Tuesday, August 18, 2009

Hipsters at the Hirshhorn

The other evening I received a last minute email from a friend who happened to have an extra ticket to the Smithsonian’s Hirshhorn Museum After Hours. Deciding to be spontaneous, I took her up on the offer to explore the cultured nightlife of DC. The After Hours event allows you to enjoy jazz in the sculpture gardens and explore a rotation of exhibitions, currently a Strange Bodies exhibit.

Once I successfully navigated the arduous entrance process, and passing for a Whitney Kenerly, my adopted identity from the extra ticket, I was able to take in the scene. The crowd was entirely hipster; I imagined everyone there as young, recently-settled urban middle-classers or older teenagers interested in non-mainstream fashion and culture. Girls in spandex, guys in vests. I felt compelled to go home and immediately subscribe to Clash and peruse the Pitchfork Media website. Which of these is not like the other?

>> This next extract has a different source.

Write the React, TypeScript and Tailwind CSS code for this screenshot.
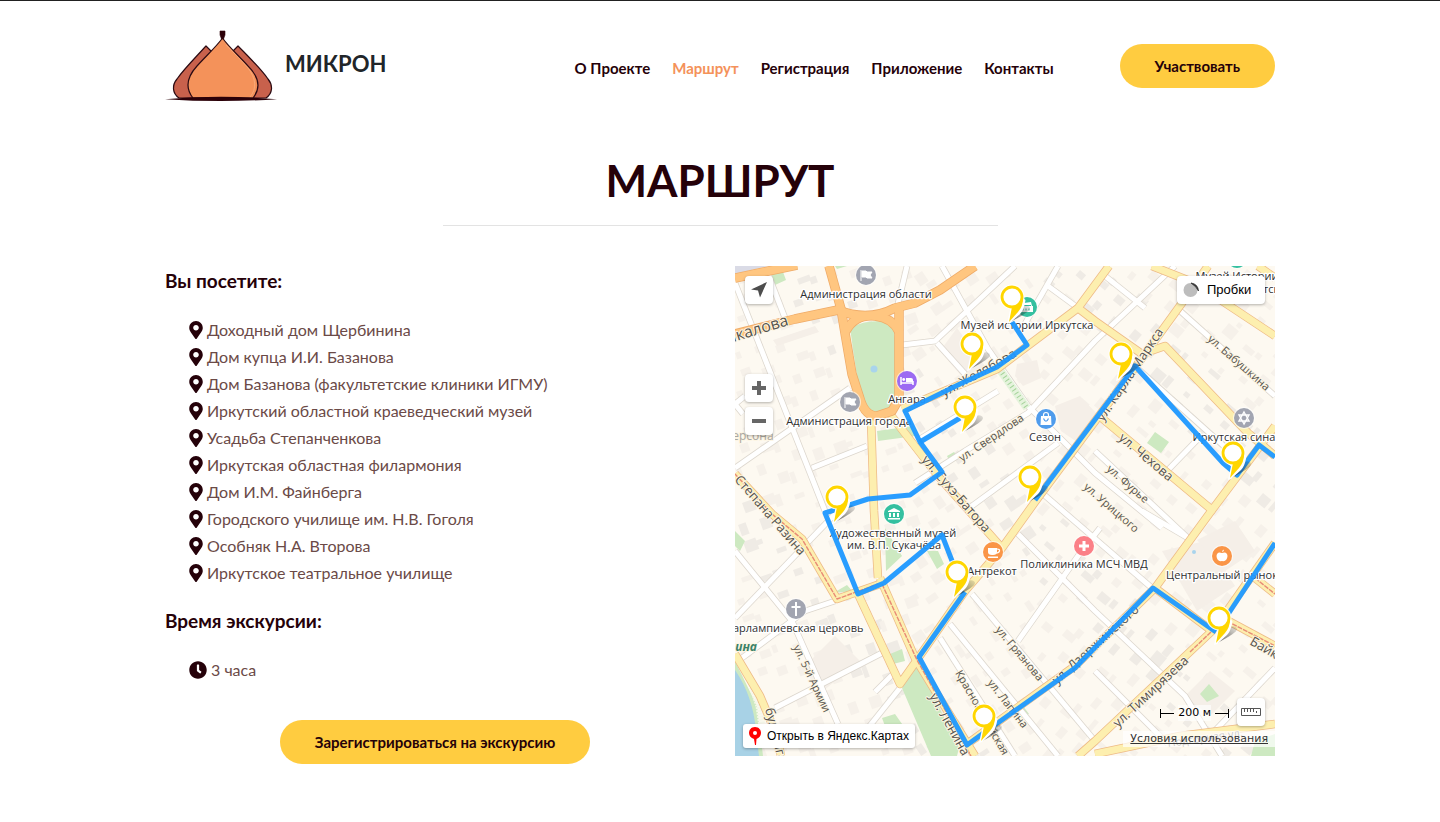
import React from "react";
import { FaMapMarkerAlt, FaClock } from "react-icons/fa";

const NAV = ["О Проекте", "Маршрут", "Регистрация", "Приложение", "Контакты"];

const PLACES = [
  "Доходный дом Щербинина",
  "Дом купца И.И. Базанова",
  "Дом Базанова (факультетские клиники ИГМУ)",
  "Иркутский областной краеведческий музей",
  "Усадьба Степанченкова",
  "Иркутская областная филармония",
  "Дом И.М. Файнберга",
  "Городского училище им. Н.В. Гоголя",
  "Особняк Н.А. Второва",
  "Иркутское театральное училище",
];

const WHITE_ROADS = [
  "M0 17 L90 245",
  "M33 8 L50 52",
  "M0 202 L115 122",
  "M77 202 L132 180",
  "M10 130 L0 138 L8 148",
  "M0 352 L100 248",
  "M0 285 L57 355 L103 458",
  "M7 392 L70 345 L100 335",
  "M40 442 L147 387",
  "M133 462 L165 422",
  "M140 426 L157 409",
  "M167 79 L200 75 L280 0",
  "M207 0 L253 83 L293 140 L333 180 L360 207 L427 262",
  "M202 77 L230 108",
  "M287 63 L323 0",
  "M313 20 L343 42",
  "M180 217 L230 185 L293 147 L360 75 L440 0",
  "M230 245 L323 177",
  "M185 173 L263 125",
  "M307 227 L417 322",
  "M370 10 L410 42",
  "M443 43 L540 130",
  "M403 103 L500 190",
  "M433 204 L463 173",
  "M360 185 L453 272",
  "M283 268 L360 345 L450 430 L487 490",
  "M283 375 L343 290 L365 262",
  "M237 328 L360 475",
  "M215 358 L323 490",
  "M205 372 L280 490",
  "M360 405 L433 478",
  "M473 472 L540 402",
  "M407 245 L453 272",
  "M172 0 L162 42",
];

const YELLOW_ROADS = [
  "M136 152 L139 245 L143 312",
  "M145 312 L180 392 L240 490",
  "M123 328 L165 418 L182 394",
  "M0 208 L37 248 L67 273 L102 333 L145 318",
  "M0 388 L25 430 L42 470 L46 490",
  "M167 143 L262 103 L343 42 L374 0",
  "M343 42 L360 55 L407 88 L430 80 L513 167 L540 190",
  "M473 0 L447 37 L410 88 L300 236 L267 282 L230 325 L184 391",
  "M417 0 L460 17 L540 70",
  "M523 0 L540 12",
  "M362 148 L477 244 L540 160",
  "M477 244 L420 322 L340 400 L232 478",
  "M420 322 L477 365 L360 475 L343 490",
  "M480 362 L540 277",
  "M488 352 L540 380",
  "M520 312 L540 328",
  "M360 488 L445 470 L540 458",
  "M155 148 L203 210 L267 282",
];

const ORANGE_ROADS = [
  "M0 12 L62 -1",
  "M0 68 L60 53 L103 44 Q133 56 160 42 L180 37 L205 24 L240 0",
  "M94 0 L106 43 L110 67 L117 108 L125 133 Q130 150 142 150 L157 145 L164 133 L164 42",
  "M111 65 Q120 48 140 50 Q158 52 164 66",
];

const TRAM_LINES = [
  "M0 208 L37 248 L67 273 L102 333 L143 318",
  "M147 318 L182 394 L236 490",
  "M455 386 L477 365",
  "M492 355 L540 380",
  "M520 312 L540 328",
];

const ROUTE = [
  "M277 56 L292 79 L262 101 L225 118 L170 145 L185 176 L207 206 L175 229 L133 233 L90 247 L123 328 L149 317 L207 269 L219 300",
  "M185 176 L225 152",
  "M230 326 L184 391 L232 479 L250 466 L340 402 L418 322 L481 366",
  "M488 356 L540 277",
  "M300 234 L400 100 L488 197 L502 209 L524 179 L540 191",
];

const PINS = [
  [277, 31], [237, 78], [230, 141], [295, 211], [386, 88],
  [498, 187], [102, 231], [222, 306], [249, 450], [484, 352],
];

const STREETS: [string, number, number, number, number][] = [
  ["Чкалова", -8, 78, -17, 16],
  ["ул. Желябова", 209, 131, -29, 13],
  ["ул. Свердлова", 227, 196, -34, 11],
  ["ул. Сухэ-Батора", 186, 194, 49, 13],
  ["Степана Разина", -1, 214, 49, 13],
  ["ул. Карла Маркса", 368, 156, -56, 13],
  ["ул. Бабушкина", 472, 74, 41, 11],
  ["ул. Чехова", 383, 173, 40, 13],
  ["ул. Фурье", 371, 204, 41, 11],
  ["ул. Урицкого", 348, 222, 41, 11],
  ["ул. Дзержинского", 322, 419, -42, 13],
  ["ул. Грязнова", 260, 364, 50, 11],
  ["ул. Лапина", 252, 417, 52, 11],
  ["Красноармейская", 220, 407, 60, 11],
  ["ул. Ленина", 194, 430, 61, 13],
  ["ул. Тимирязева", 383, 462, -43, 13],
  ["ул. 5-й Армии", 58, 381, 65, 11],
  ["Байкальская", 514, 378, 30, 13],
  ["бул. Гагарина", 30, 443, 76, 13],
  ["Подгорная ул.", 433, 481, -8, 11],
];

const LABELS: [string, number, number][] = [
  ["Администрация области", 131, 32],
  ["Музей истории Иркутска", 292, 63],
  ["Ангара", 172, 137],
  ["Администрация города", 114, 159],
  ["Сезон", 310, 175],
  ["Иркутская синагога", 510, 175],
  ["Художественный музей", 158, 271],
  ["им. В.П. Сукачёва", 159, 283],
  ["Антрекот", 257, 309],
  ["Поликлиника МСЧ МВД", 349, 302],
  ["Центральный рынок", 487, 313],
  ["Харлампиевская церковь", 60, 366],
  ["Музей Истории", 502, 14],
  ["города Иркутска", 506, 27],
];

// Deterministic scatter of building footprints, aligned with the street grid.
const BUILDINGS = Array.from({ length: 620 }, (_, i) => {
  const col = i % 31;
  const row = Math.floor(i / 31);
  const a = (i * 73 + 19) % 97;
  const b = (i * 41 + 7) % 89;
  return {
    x: col * 18 + (a % 9),
    y: row * 25 + (b % 14),
    w: 5 + (a % 9),
    h: 5 + (b % 8),
    turn: col < 10 ? -20 : col < 17 ? 56 : 40,
    dark: a % 4 === 0,
  };
});

function Poi({ x, y, color, children }: { x: number; y: number; color: string; children: React.ReactNode }) {
  return (
    <g transform={`translate(${x} ${y})`}>
      <circle r="11" fill="#fff" opacity="0.6" />
      <circle r="10" fill={color} />
      {children}
    </g>
  );
}

function Pin({ x, y }: { x: number; y: number }) {
  return (
    <g transform={`translate(${x} ${y})`}>
      <path d="M-2 25 L10 9 Q17 7 18 11 Q18 15 -2 25Z" fill="url(#pin-shadow)" />
      <path d="M-5 27 L-1.500 11 L10 0 L13.500 3 Q12 13 8 17 L-2 26Z" fill="#fff" />
      <circle r="12.500" fill="#fff" opacity="0.9" />
      <path d="M-3 25 L0 10 L11 2 Q11 9 6 15Z" fill="#ffd600" />
      <circle r="10" fill="#fff" stroke="#ffd600" strokeWidth="2.800" />
    </g>
  );
}

function MapDrawing() {
  return (
    <svg
      className="block h-full w-full"
      viewBox="0 0 540 490"
      preserveAspectRatio="xMidYMid slice"
      role="img"
      aria-label="Карта маршрута"
      fontFamily="'Open Sans', 'Noto Sans', sans-serif"
    >
      <defs>
        <linearGradient id="pin-shadow" x1="0" y1="1" x2="1" y2="0">
          <stop offset="0" stopColor="#222" stopOpacity="0.7" />
          <stop offset="1" stopColor="#222" stopOpacity="0.1" />
        </linearGradient>
      </defs>
      <rect width="540" height="490" fill="#fdf9f1" />
      {BUILDINGS.map((r, i) => (
        <rect
          key={i}
          x={r.x}
          y={r.y}
          width={r.w}
          height={r.h}
          fill={r.dark ? "#efebe5" : "#f6f1ea"}
          transform={`rotate(${r.turn} ${r.x} ${r.y})`}
        />
      ))}
      <g fill="#f5efe8">
        <path d="M38 74 L80 60 L84 66 L42 80Z M282 98 L302 94 L306 112 L288 120 L280 110Z" />
        <path d="M320 140 L345 130 L362 148 L345 178 L326 165Z M427 285 L470 275 L500 320 L462 345Z" />
        <path d="M462 274 L500 255 L520 285 L490 305Z M75 395 L100 370 L125 395 L88 425Z" />
        <path d="M205 85 L222 62 L250 100 L228 112Z M450 430 L475 405 L500 425 L475 450Z" />
      </g>
      <path d="M0 0 H33 L0 8Z" fill="#dadbe6" />
      <g fill="#cde9c1">
        <path d="M115 62 Q128 54 150 55 Q160 60 160 72 L161 138 Q150 148 134 147 L124 125Z" />
        <path d="M142 165 L178 160 L180 170 L143 175Z M35 8 L48 6 L51 14 L40 19Z M100 0 L112 0 L102 3Z" />
        <path d="M150 262 L167 290 L151 305Z M155 388 L167 383 L170 395 L158 398Z M100 326 L112 319 L118 326Z" />
        <path d="M167 422 L180 392 L224 482 L222 490 L196 490Z M147 452 L160 448 L172 465 L150 460Z" />
        <path d="M420 166 L434 176 L426 187 L412 177Z M474 418 L484 430 L472 436 L465 428Z" />
        <path d="M0 265 L10 275 L5 285 L0 280Z M192 285 L203 285 L209 298 L202 303Z M520 475 L540 468 V490 H516Z" />
        <path d="M212 190 L219 186 L221 189 L214 194Z M288 440 L294 448 L286 452Z M0 395 L22 440 L28 490 H18 L0 430Z" />
      </g>
      <path d="M0 404 Q18 430 21 465 L24 490 H0Z" fill="#a8d2e6" />
      <path d="M2 392 L14 410 L24 440 L28 468" fill="none" stroke="#f4f7e9" strokeWidth="7" strokeDasharray="2 1" />
      <circle cx="139" cy="103" r="3.5" fill="#a9d4ec" />
      <circle cx="459" cy="286" r="2" fill="#a9d4ec" />

      <g fill="none" strokeLinejoin="round">
        {WHITE_ROADS.map((d) => <path key={d} d={d} stroke="#dcd6cd" strokeWidth="6.500" />)}
        {WHITE_ROADS.map((d) => <path key={d} d={d} stroke="#fff" strokeWidth="5" />)}
        <path d="M265 104 L292 142" stroke="#e5f3dc" strokeWidth="8" />
        <path d="M265 104 L292 142" stroke="#a5d39a" strokeWidth="5" strokeDasharray="1 3" />
        {YELLOW_ROADS.map((d) => <path key={d} d={d} stroke="#eeba86" strokeWidth="8.500" />)}
        {YELLOW_ROADS.map((d) => <path key={d} d={d} stroke="#fdefaf" strokeWidth="7" />)}
        {ORANGE_ROADS.map((d) => <path key={d} d={d} stroke="#efab68" strokeWidth="9.500" />)}
        {ORANGE_ROADS.map((d) => <path key={d} d={d} stroke="#ffc680" strokeWidth="8" />)}
        {TRAM_LINES.map((d) => <path key={d} d={d} stroke="#e88a76" strokeWidth="1.400" strokeDasharray="5 1" />)}
      </g>

      <g fill="#55524d" stroke="#fdf6e4" strokeWidth="2" paintOrder="stroke" strokeLinejoin="round">
        {STREETS.map(([name, x, y, turn, size]) => (
          <text key={name} fontSize={size} transform={`translate(${x} ${y}) rotate(${turn})`}>{name}</text>
        ))}
        <text x="-9" y="174" fontSize="12" fill="#aaa7a2">Герсона</text>
        <text x="22" y="385" fontSize="12" fontWeight="700" fontStyle="italic" fill="#3b8168" textAnchor="end">Гагарина</text>
      </g>

      <g fill="#fff">
        <Poi x={131} y={9} color="#a2a5b1">
          <path d="M-5 -5 V6 M-4 -4 H0 L1 -3 H6 L4 0 L6 3 H1 L0 2 H-4Z" stroke="#fff" strokeWidth="1" />
        </Poi>
        <Poi x={115} y={136} color="#a2a5b1">
          <path d="M-5 -5 V6 M-4 -4 H0 L1 -3 H6 L4 0 L6 3 H1 L0 2 H-4Z" stroke="#fff" strokeWidth="1" />
        </Poi>
        <Poi x={292} y={41} color="#35c0a0">
          <path d="M-4 -1 L-3 -4 L4 -5 L5 -1 H6 V5 H-7 V-1Z" />
          <path d="M-4 1.500 V3.500 M-1 1.500 V3.500 M2 1.500 V3.500 M-3 -1.500 H4" stroke="#35c0a0" />
        </Poi>
        <Poi x={502} y={-8} color="#35c0a0">
          <path d="M-5 0 H5 V3 H-5Z" />
        </Poi>
        <Poi x={172} y={115} color="#9c6bf2">
          <path d="M-6 -4 V4 M6 4 V0 M-6 2 H6" stroke="#fff" strokeWidth="1.500" />
          <circle cx="-3.300" cy="-1.500" r="1.400" />
          <path d="M-1 -3 H4 Q6 -3 6 -1 V1 H-1Z" />
        </Poi>
        <Poi x={311} y={153} color="#4f9cec">
          <path d="M-5 -3 H5 L5.500 6 H-5.500Z" />
          <path d="M-2.500 -3 V-4 Q-2.500 -6.500 0 -6.500 Q2.500 -6.500 2.500 -4 V-3" fill="none" stroke="#fff" strokeWidth="1.200" />
          <path d="M-2.500 -0.500 Q0 5 2.500 -0.500" fill="none" stroke="#4f9cec" strokeWidth="1.200" />
        </Poi>
        <Poi x={509} y={152} color="#a2a5b1">
          <path d="M0 -6 L5 3 H-5Z M0 6 L-5 -3 H5Z" fill="none" stroke="#fff" strokeWidth="1.400" />
        </Poi>
        <Poi x={159} y={248} color="#35c0a0">
          <path d="M-6 -3 L0 -6 L6 -3 V-2 H-6Z M-5 -1 H-3 V3 H-5Z M-1 -1 H1 V3 H-1Z M3 -1 H5 V3 H3Z M-6 4 H6 V5.500 H-6Z" />
        </Poi>
        <Poi x={258} y={286} color="#fa9547">
          <path d="M-5 -4 H4 V0 Q4 3 0 3 H-1 Q-5 3 -5 0Z M-5 4.500 H5 V6 H-5Z" />
          <path d="M4 -3 Q7 -3 6.500 -1 Q6 1 3 1" fill="none" stroke="#fff" strokeWidth="1.200" />
        </Poi>
        <Poi x={349} y={280} color="#fb8087">
          <path d="M-1.500 -5 H1.500 V-1.500 H5 V1.500 H1.500 V5 H-1.500 V1.500 H-5 V-1.500 H-1.500Z" />
        </Poi>
        <Poi x={487} y={290} color="#fa9547">
          <path d="M0 -3 Q-5 -5 -5.500 0 Q-5 6 0 5 Q5 6 5.500 0 Q5 -5 0 -3Z M0 -4 Q0 -6 2 -6.500 Q2 -4.500 0 -4Z" />
        </Poi>
        <Poi x={61} y={343} color="#a2a5b1">
          <path d="M0 -7 V7 M-4.500 -2 H4.500" stroke="#fff" strokeWidth="2" />
        </Poi>
      </g>

      <g fill="#2f2f2f" stroke="#fff" strokeWidth="2.500" paintOrder="stroke" strokeLinejoin="round" fontSize="11" textAnchor="middle">
        {LABELS.map(([name, x, y]) => <text key={name} x={x} y={y}>{name}</text>)}
      </g>

      <g fill="none" stroke="#1e98ff" strokeWidth="5" strokeLinejoin="round">
        {ROUTE.map((d) => <path key={d} d={d} strokeOpacity="0.950" />)}
      </g>
      {PINS.map(([x, y]) => <Pin key={`${x}-${y}`} x={x} y={y} />)}
    </svg>
  );
}

function Logo() {
  return (
    <svg width="112" height="72" viewBox="0 0 112 72" aria-hidden="true">
      <g stroke="#2b0a12" strokeWidth="1.200" strokeLinejoin="round">
        <path d="M41 16 L46 21 L60 68 H14 C7 63 7 55 12 49 C19 39 31 27 41 16Z" fill="#c8614c" />
        <path d="M73 16 L68 21 L60 68 H101 C108 63 108 55 103 49 C96 39 84 27 73 16Z" fill="#c8614c" />
        <path d="M57.500 8 C52 16 42 25 32 36 C22 47 20 58 28 68 H88 C96 58 94 47 83 36 C73 25 63 16 57.500 8Z" fill="#f4925a" />
      </g>
      <path d="M61 15 C70 24 77 31 83 38 C91 48 92 59 85 67" fill="none" stroke="#f9b184" strokeWidth="0.700" />
      <path d="M55 1 H60 V5 L58.500 9 H56.500 L55 5Z" fill="#2b0008" stroke="#2b0008" strokeWidth="0.600" />
      <path d="M0 69.200 Q56 64.500 112 69.200 Q56 73 0 69.200Z" fill="#2b0008" />
    </svg>
  );
}

function Ruler() {
  return (
    <svg width="20" height="8" viewBox="0 0 20 8" fill="none" stroke="#555" aria-hidden="true">
      <path d="M0.500 0.500 H19.500 V7.500 H0.500Z M3.500 1 V4 M6.500 1 V4 M9.500 1 V4 M12.500 1 V4 M15.500 3 V5" />
    </svg>
  );
}

const control = "absolute flex h-7 w-7 items-center justify-center rounded bg-white text-[#5b5b5b] shadow-[0_1px_3px_rgba(0,0,0,0.3)]";
const pill = "h-11 rounded-full bg-[#ffcc40] px-[35px] text-[15px] font-bold";

export default function App() {
  return (
    <div className="min-h-screen border-t border-[#212121] bg-white font-['Lato','Noto_Sans',sans-serif] text-[#250109]">
      <div className="mx-auto max-w-[1140px] px-[15px]">
        <header className="flex items-start justify-between pt-[29px]">
          <a href="#home" className="flex items-start gap-2">
            <Logo />
            <span className="pt-4 text-[22px] leading-9 font-bold text-[#212529]">МИКРОН</span>
          </a>
          <div className="flex items-start gap-[66px] pt-[14px]">
            <nav className="flex gap-[22px] pt-3 text-[15px] leading-6 font-bold">
              {NAV.map((item) => (
                <a key={item} href="#nav" className={item === "Маршрут" ? "text-[#f4925a]" : ""}>{item}</a>
              ))}
            </nav>
            <button type="button" className={pill}>Участвовать</button>
          </div>
        </header>

        <main>
          <h1 className="mx-auto mt-12 max-w-[555px] border-b border-[#e3e3e3] pb-[15px] text-center text-[44px] leading-[60px] font-bold">МАРШРУТ</h1>
          <div className="grid grid-cols-1 gap-[30px] pt-10 md:grid-cols-2">
            <section>
              <h2 className="text-[19px] leading-[30px] font-bold">Вы посетите:</h2>
              <ul className="mt-5 pl-6 text-[16px] leading-[27px] text-[#6b4a47]">
                {PLACES.map((place) => (
                  <li key={place} className="flex items-center gap-1">
                    <FaMapMarkerAlt className="h-[18px] w-[14px] text-[#250109]" />
                    {place}
                  </li>
                ))}
              </ul>
              <h2 className="mt-5 text-[19px] leading-[30px] font-bold">Время экскурсии:</h2>
              <p className="mt-5 flex items-center gap-1 pl-6 text-[16px] leading-[27px] text-[#6b4a47]">
                <FaClock className="h-[18px] w-[18px] text-[#250109]" />
                3 часа
              </p>
              <div className="mt-[37px] flex justify-center">
                <button type="button" className={pill}>Зарегистрироваться на экскурсию</button>
              </div>
            </section>

            <section className="relative h-[490px] overflow-hidden font-['Liberation_Sans',sans-serif] text-black">
              <MapDrawing />
              <button type="button" aria-label="Моё местоположение" className={`${control} top-[10px] left-[10px]`}>
                <svg width="18" height="18" viewBox="0 0 18 18" aria-hidden="true">
                  <path d="M17 1 L1 8.500 L8 9.500 L10 16.500Z" fill="#4d4d4d" />
                </svg>
              </button>
              <button type="button" aria-label="Приблизить" className={`${control} top-[108px] left-[10px]`}>
                <svg width="14" height="14" viewBox="0 0 14 14" aria-hidden="true">
                  <path d="M5 0 H9 V5 H14 V9 H9 V14 H5 V9 H0 V5 H5Z" fill="#666" />
                </svg>
              </button>
              <button type="button" aria-label="Отдалить" className={`${control} top-[141px] left-[10px]`}>
                <svg width="14" height="4" viewBox="0 0 14 4" aria-hidden="true">
                  <path d="M0 0 H14 V4 H0Z" fill="#666" />
                </svg>
              </button>
              <button type="button" className="absolute top-[10px] right-[10px] flex h-7 w-[88px] items-center gap-2 rounded bg-white pl-[6px] text-[13px] shadow-[0_1px_3px_rgba(0,0,0,0.3)]">
                <svg width="16" height="16" viewBox="0 0 16 16" aria-hidden="true">
                  <circle cx="7.500" cy="8" r="7" fill="#bdbdbd" />
                  <path d="M8 1 Q15 2 15.500 9 Q13 4 8 1Z" fill="#333" stroke="#333" strokeWidth="0.800" />
                </svg>
                Пробки
              </button>
              <a href="#map" className="absolute bottom-2 left-2 flex h-6 items-center gap-[6px] rounded-[3px] bg-white px-[6px] text-[12px] shadow-[0_1px_3px_rgba(0,0,0,0.3)]">
                <svg width="12" height="18" viewBox="0 0 12 18" aria-hidden="true">
                  <path d="M6 0 C2 0 0 3 0 6 C0 9 2 11 5 12 L6 18 H7 L7.500 12 C10 11 12 9 12 6 C12 3 10 0 6 0Z" fill="#f00" />
                  <circle cx="6" cy="6" r="2" fill="#fff" />
                </svg>
                Открыть в Яндекс.Картах
              </a>
              <div className="absolute right-[46px] bottom-[35px] flex h-4 items-center gap-1 font-['DejaVu_Sans',sans-serif] text-[11px]">
                <span className="flex items-center border-l border-black py-1"><i className="block w-[13px] border-t border-black" /></span>
                <span className="bg-white/60">200 м</span>
                <span className="flex items-center border-r border-black py-1"><i className="block w-[13px] border-t border-black" /></span>
              </div>
              <button type="button" aria-label="Измерить расстояние" className={`${control} right-[10px] bottom-[30px]`}>
                <Ruler />
              </button>
              <a href="#terms" className="absolute right-0 bottom-[9px] bg-white/70 px-[7px] font-['DejaVu_Sans',sans-serif] text-[11px] leading-4 text-[#333] underline">Условия использования</a>
            </section>
          </div>
        </main>
      </div>
    </div>
  );
}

This guy in his pastel polo and khaki shorts.

Known for its figurative art, the Hirshhorn was presenting the rotating exhibit, Strange Bodies, and attempted to show how expressionistic and surrealistic impulses toward human representation have evolved in recent decades. I must admit that I was equally entertained by both the art and the overheard hipster analysis and interpretation of the art’s deeper meaning.

Something I couldn’t help but notice throughout the evening was that our group seemed to, at all times, have a 10 foot buffer from other patrons. And it wasn’t like we were exuding a skunk-scented haze. By the end of the evening, I was starting to believe that I was no longer looking at the Strange Body exhibit, but in fact, was the Strange Body exhibit.